What do you do when you're approaching fifty and your twenty-something daughter invites you to an arts-festival adventure for which the tickets state, "You voluntarily assume the risk of serious injury or death by attending";?
Well, if you come from the B.C. Interior where nearly nine hundred forest fires are raging, of course, you agree to go to the Burning Man Festival in the Black Rock Desert.
However, it's not only local forest conflagrations and the blazing creativity of artists gathered in the scorching heat of the Nevada desert that Barnhardt-Kawatski must confront and survive. Breathing deeply into her past, she also must face, once again, the suffocating anxiety and searing self-doubt that threatened to consume her when she was a young woman. Three decades earlier, in a courageous attempt to extinguish these inner fears, the author had also chosen to leave her Shuswap home. She headed for Europe and from there, made her way through the feverish intensities of the Middle East to complete her journey in the crucible of India.

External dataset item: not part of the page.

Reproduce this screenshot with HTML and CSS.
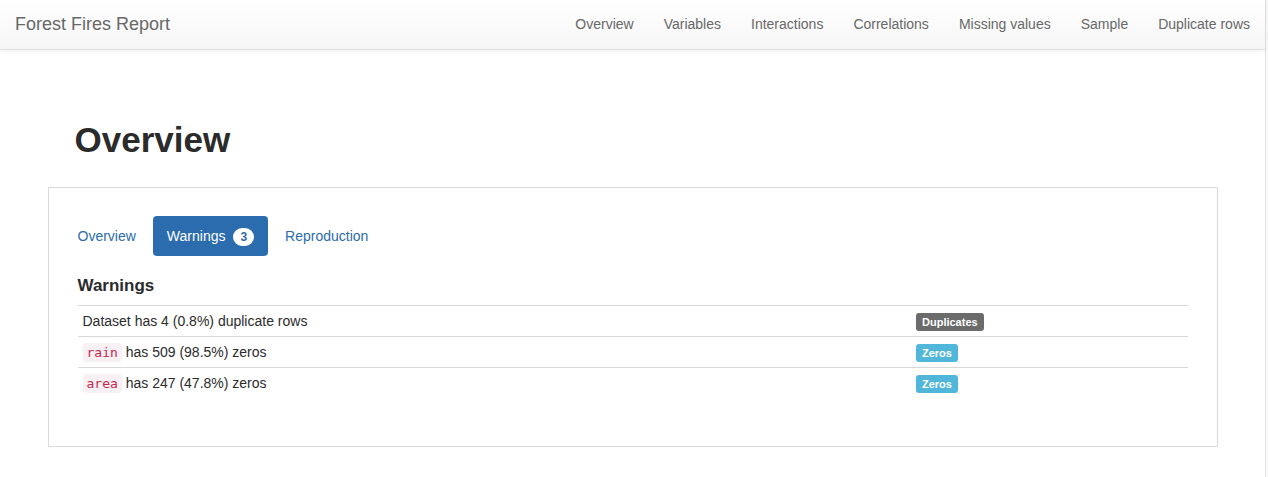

Barnhardt-Kawatski demonstrates her considerable skills as she deftly interlaces the two stories of past and present. In this "true & transformative travel tale";, the writer's attention to detail and her willingness to tell the whole and unvarnished truth engages the reader at a deeply personal level. But she also beautifully illustrates that all true literature tells a story beyond the apparent narrative.
To paraphrase writer Flannery O'Connor, we all must make our way past the dragon. And "[n]o matter what form the dragon may take, it is of this mysterious passage past him, or into his jaws, that stories of any depth will always be concerned to tell...";
Burning Man, Slaying Dragon is both an engaging read and a rich exploration of what it means to be on the human journey.